В итоге, в Синоде остались лишь те, кто приветствовал свержение монархии и всячески способствовал очищению самого Синода от монархических элементов. Среди них – архиепископ Финляндский Сергий. Этот красноречивый, высокообразованный иерарх, бывший ректор Санкт-Петербургской духовной академии уже давно пользовался симпатией либеральной интеллигенции, со многими представителями которой он входил в печально известное религиозно-философское собрание, активно действовавшее в период так называемой «первой русской революции» и давшее жизнь немалому числу еретических идей… В октябре 1905 года епископ Финляндский взял на поруки вышедшего из тюрьмы народовольца Михаила Новорусского, в 1887 году арестованного вместе с Александром Ульяновым за подготовку убийства императора Александра III. Церковная газета сообщала, что «освобожденный из Шлиссельбурга Новорусский нашел на первых порах себе приют и ласку у высокопреосвященного Сергия, бывали у него с доверием и другие шлиссельбуржцы».

Тогда же, в Пятом, сформировалось ядро будущих обновленцев. Группа духовенства присоединилась к революции и образовала левый кружок, известный под названием «тридцати двух священников». Писатель и философ Валентин Свенцицкий, принявший сан в революционную пору, некогда увлекался модными философско-религиозными течениями. Немало симпатизировал Толстому, выступал за преобразования в государстве и церкви. Но уже в 1906-м году он угадал существо церковных прогрессистов: «Современное церковное движение можно назвать либеральным христианством, а либеральное христианство только полуистина. Душа, разгороженная на две камеры – религиозную и житейскую, не может целиком отдаться ни служению Христу, ни служению людям. В результате получается жалкая полуистина, тепло-прохладное, либеральное христианство, в котором нет ни правды Божией, ни правды человеческой».

Эта-то группа в самые первые дни свистопляски Семнадцатого решила организовать всё «прогрессивное» церковное общество во «Всероссийский Союз демократического духовенства и мирян». На первом месте у общества стояли цели революции и установление республиканского образа правления, а на третьем – реформа в Церкви. Председателем избрали священника Димитрия Попова, а секретарем протоиерея Александра Введенского. «Демократы» в рясах ораторствовали на митингах, кляня историю собственной страны и всячески поддерживая новые «веяния».

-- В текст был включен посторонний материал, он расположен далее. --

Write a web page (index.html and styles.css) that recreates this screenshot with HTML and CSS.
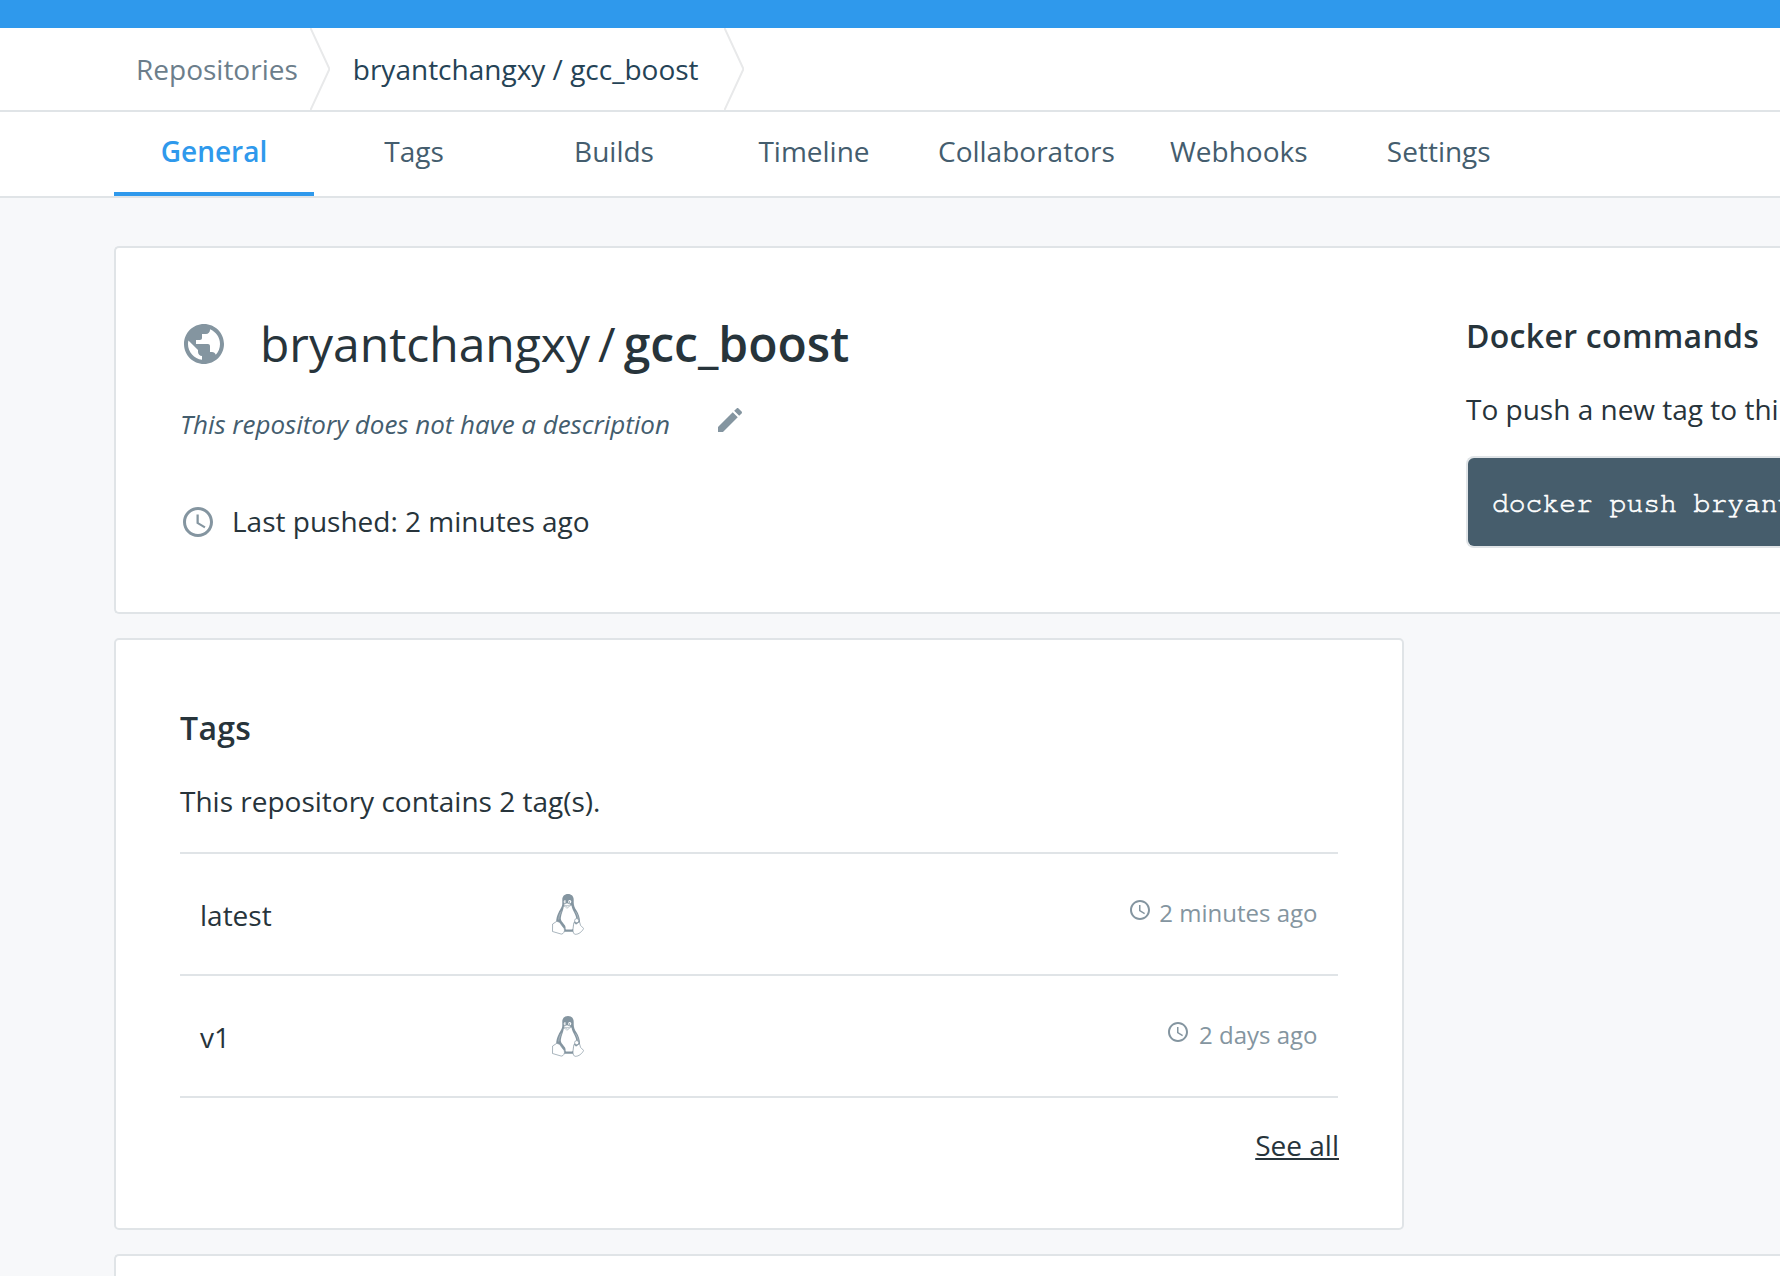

Если открытых обновленцев ещё не допускали к власти, то умеренными старательно замещали всех «ретроградов». Синод проводил чистки рядов, удаляя всех, кто был замечен в монархических убеждениях. Так был удалён на покой московский митрополит Макарий. Митрополит Макарий! Апостол Алтая! Сибирский столп Православия! Живой русский святой! Так называли владыку, большая часть служения которого проходила вдали от столиц… Более двадцати лет был он епископом Томским, и за это время более двухсот храмов открылись в его епархии. Аскет, молитвенник, духовный писатель, он был подлинным столпом Православной веры. Но Москве, немало тронутой духовным тлением, куда он был назначен в 1912 году, его простая и строгая проповедь была не по душе. «Мы переживаем смутные времена, – говорил Владыка. – Бывали на Руси лихолетия, но тогда было не так худо как теперь. Тогда были все за Бога, все желали знать, что Ему угодно; а теперь не то. Тогда были за Царя. Теперь опять не то. Теперь слышатся голоса хульные на Бога и замыслы против Помазанника Его… В подмётных письмах и листках их мы читаем, что они, как вестники ада, жаждут разрушения, безпорядков… Их желание – всё перевернуть, чтобы голова стала внизу, а ноги наверху; чтобы честный человек ждал милости из рук босяка, которого они хотят сделать раздаятелем награбленного ими…». И предрекал, обличая смутьянов: «Не хотите вы своей Русской власти, так будет же у вас власть иноплеменная».